*Task to complete:*
Omit every picture, and retype the lines that run from the beginning of the data below through the line containing "const YELLOW = '#ffffa3';", inclusive.
___ Collected material
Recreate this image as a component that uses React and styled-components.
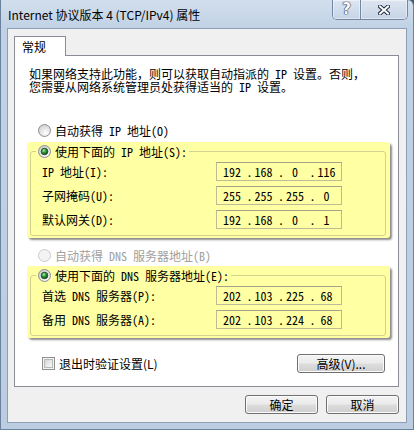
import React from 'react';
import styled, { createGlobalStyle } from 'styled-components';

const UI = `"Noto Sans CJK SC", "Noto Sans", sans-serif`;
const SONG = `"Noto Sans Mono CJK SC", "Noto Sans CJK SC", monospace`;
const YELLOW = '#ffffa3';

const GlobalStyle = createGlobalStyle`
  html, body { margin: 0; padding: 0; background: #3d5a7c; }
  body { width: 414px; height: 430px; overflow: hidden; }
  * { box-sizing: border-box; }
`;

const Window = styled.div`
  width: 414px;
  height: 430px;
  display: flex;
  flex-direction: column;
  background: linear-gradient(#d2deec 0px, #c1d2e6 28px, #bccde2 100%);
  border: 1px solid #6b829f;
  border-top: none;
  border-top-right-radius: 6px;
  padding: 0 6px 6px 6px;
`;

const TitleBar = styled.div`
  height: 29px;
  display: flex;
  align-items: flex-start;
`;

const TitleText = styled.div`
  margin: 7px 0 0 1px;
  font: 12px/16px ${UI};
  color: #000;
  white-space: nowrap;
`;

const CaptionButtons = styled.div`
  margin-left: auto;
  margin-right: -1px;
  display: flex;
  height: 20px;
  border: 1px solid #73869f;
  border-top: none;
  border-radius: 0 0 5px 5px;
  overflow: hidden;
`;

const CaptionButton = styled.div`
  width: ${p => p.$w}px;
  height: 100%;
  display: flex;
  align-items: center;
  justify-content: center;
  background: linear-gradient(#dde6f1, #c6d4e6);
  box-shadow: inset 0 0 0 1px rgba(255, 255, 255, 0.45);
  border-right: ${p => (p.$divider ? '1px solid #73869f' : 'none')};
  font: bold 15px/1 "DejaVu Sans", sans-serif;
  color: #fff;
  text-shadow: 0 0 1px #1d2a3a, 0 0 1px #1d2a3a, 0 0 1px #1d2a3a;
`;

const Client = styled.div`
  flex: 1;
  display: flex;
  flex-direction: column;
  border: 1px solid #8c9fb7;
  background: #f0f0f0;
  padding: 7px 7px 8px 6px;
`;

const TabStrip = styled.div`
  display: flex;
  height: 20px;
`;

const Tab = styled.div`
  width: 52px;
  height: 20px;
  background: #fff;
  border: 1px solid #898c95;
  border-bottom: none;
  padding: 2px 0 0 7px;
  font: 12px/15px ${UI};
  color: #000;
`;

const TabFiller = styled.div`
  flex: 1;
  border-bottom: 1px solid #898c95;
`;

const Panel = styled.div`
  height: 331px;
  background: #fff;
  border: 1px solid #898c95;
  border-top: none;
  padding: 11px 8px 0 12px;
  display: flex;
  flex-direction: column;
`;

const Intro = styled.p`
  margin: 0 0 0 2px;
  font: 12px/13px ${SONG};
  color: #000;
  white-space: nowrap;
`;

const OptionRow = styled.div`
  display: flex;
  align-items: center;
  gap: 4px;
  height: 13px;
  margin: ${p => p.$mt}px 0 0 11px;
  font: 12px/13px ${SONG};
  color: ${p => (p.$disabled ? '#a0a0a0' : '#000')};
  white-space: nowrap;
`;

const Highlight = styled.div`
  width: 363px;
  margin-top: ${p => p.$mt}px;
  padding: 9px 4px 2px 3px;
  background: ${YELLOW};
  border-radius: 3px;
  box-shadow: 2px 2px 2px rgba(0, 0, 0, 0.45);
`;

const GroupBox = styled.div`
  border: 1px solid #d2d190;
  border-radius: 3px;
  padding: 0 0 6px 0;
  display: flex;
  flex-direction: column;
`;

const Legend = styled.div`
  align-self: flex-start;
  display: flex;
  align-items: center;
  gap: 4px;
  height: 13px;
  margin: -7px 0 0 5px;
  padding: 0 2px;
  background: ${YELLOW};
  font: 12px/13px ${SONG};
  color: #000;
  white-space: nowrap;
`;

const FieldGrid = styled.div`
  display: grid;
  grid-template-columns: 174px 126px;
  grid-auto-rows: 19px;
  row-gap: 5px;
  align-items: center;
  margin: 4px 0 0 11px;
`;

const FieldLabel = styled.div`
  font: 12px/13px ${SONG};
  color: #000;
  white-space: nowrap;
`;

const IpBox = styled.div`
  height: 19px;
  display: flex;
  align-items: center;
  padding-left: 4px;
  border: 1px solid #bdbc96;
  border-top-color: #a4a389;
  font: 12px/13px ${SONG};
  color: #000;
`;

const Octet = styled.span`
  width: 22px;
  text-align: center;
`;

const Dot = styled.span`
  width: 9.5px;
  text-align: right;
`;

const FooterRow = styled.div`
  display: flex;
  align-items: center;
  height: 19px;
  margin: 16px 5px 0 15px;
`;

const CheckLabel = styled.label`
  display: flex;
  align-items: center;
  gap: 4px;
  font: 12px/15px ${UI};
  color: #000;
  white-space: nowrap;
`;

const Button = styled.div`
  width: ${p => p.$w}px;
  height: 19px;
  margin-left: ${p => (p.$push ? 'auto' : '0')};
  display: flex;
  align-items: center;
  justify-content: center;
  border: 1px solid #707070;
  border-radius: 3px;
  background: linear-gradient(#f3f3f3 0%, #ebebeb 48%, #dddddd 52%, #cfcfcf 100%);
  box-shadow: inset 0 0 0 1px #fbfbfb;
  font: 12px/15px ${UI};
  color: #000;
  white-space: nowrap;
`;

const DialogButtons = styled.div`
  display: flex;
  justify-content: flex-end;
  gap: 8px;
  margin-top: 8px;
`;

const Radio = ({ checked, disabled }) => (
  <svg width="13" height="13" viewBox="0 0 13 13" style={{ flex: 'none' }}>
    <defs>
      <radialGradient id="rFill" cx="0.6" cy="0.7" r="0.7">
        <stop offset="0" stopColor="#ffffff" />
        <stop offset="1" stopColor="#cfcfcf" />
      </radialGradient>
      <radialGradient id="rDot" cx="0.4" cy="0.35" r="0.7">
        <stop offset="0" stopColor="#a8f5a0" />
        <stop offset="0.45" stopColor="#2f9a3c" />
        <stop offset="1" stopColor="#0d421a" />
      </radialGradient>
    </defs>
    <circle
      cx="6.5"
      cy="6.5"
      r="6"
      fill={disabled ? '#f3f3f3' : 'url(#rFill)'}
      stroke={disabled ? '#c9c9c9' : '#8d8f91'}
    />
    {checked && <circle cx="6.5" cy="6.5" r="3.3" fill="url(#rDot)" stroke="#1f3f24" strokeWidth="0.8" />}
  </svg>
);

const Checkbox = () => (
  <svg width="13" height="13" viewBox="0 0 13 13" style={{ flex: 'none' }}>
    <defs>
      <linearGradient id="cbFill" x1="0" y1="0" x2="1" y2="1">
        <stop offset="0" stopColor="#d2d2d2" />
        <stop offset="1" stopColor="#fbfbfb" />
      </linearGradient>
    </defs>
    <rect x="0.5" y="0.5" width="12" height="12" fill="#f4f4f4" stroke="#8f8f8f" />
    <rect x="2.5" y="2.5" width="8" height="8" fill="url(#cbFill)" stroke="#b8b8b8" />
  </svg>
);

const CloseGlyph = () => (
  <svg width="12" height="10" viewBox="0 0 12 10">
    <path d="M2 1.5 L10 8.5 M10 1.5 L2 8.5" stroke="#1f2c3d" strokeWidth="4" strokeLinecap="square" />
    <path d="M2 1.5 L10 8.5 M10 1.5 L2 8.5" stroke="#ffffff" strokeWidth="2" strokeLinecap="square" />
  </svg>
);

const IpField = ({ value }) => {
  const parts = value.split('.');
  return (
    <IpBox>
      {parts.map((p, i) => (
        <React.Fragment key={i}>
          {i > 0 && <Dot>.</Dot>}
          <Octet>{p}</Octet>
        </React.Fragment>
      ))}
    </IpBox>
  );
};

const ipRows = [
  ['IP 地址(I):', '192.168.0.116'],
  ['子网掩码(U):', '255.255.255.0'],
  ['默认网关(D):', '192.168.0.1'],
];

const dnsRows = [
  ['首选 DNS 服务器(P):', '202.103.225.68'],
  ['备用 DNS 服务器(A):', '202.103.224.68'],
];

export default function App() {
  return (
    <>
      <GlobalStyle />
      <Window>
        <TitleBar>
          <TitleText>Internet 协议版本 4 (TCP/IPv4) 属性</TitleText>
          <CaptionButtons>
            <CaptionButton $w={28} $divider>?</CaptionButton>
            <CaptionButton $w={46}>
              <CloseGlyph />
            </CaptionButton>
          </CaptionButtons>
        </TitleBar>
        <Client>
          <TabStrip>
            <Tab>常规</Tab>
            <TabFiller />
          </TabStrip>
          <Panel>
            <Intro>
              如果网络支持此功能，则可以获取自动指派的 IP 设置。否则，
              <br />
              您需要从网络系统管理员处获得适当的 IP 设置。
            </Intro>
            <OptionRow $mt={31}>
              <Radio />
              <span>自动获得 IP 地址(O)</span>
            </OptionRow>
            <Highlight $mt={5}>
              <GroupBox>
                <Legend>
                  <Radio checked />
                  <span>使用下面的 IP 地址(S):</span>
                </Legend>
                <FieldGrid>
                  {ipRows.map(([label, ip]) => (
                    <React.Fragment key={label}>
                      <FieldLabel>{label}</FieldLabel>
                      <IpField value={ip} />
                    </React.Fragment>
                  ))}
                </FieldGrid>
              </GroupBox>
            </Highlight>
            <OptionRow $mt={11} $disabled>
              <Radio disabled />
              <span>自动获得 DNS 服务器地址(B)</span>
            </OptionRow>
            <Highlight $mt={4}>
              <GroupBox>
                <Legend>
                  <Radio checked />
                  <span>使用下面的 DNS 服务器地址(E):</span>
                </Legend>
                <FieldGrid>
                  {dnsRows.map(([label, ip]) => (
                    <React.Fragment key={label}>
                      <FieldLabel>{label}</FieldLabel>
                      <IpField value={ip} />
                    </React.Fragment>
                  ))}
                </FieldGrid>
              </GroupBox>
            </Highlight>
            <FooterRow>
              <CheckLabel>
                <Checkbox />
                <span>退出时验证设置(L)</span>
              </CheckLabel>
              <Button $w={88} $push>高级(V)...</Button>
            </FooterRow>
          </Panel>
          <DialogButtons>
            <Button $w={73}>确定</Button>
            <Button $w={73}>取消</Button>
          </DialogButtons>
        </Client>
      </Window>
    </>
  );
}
______
*Response for this exercise:*
Recreate this image as a component that uses React and styled-components.
import React from 'react';
import styled, { createGlobalStyle } from 'styled-components';

const UI = `"Noto Sans CJK SC", "Noto Sans", sans-serif`;
const SONG = `"Noto Sans Mono CJK SC", "Noto Sans CJK SC", monospace`;
const YELLOW = '#ffffa3';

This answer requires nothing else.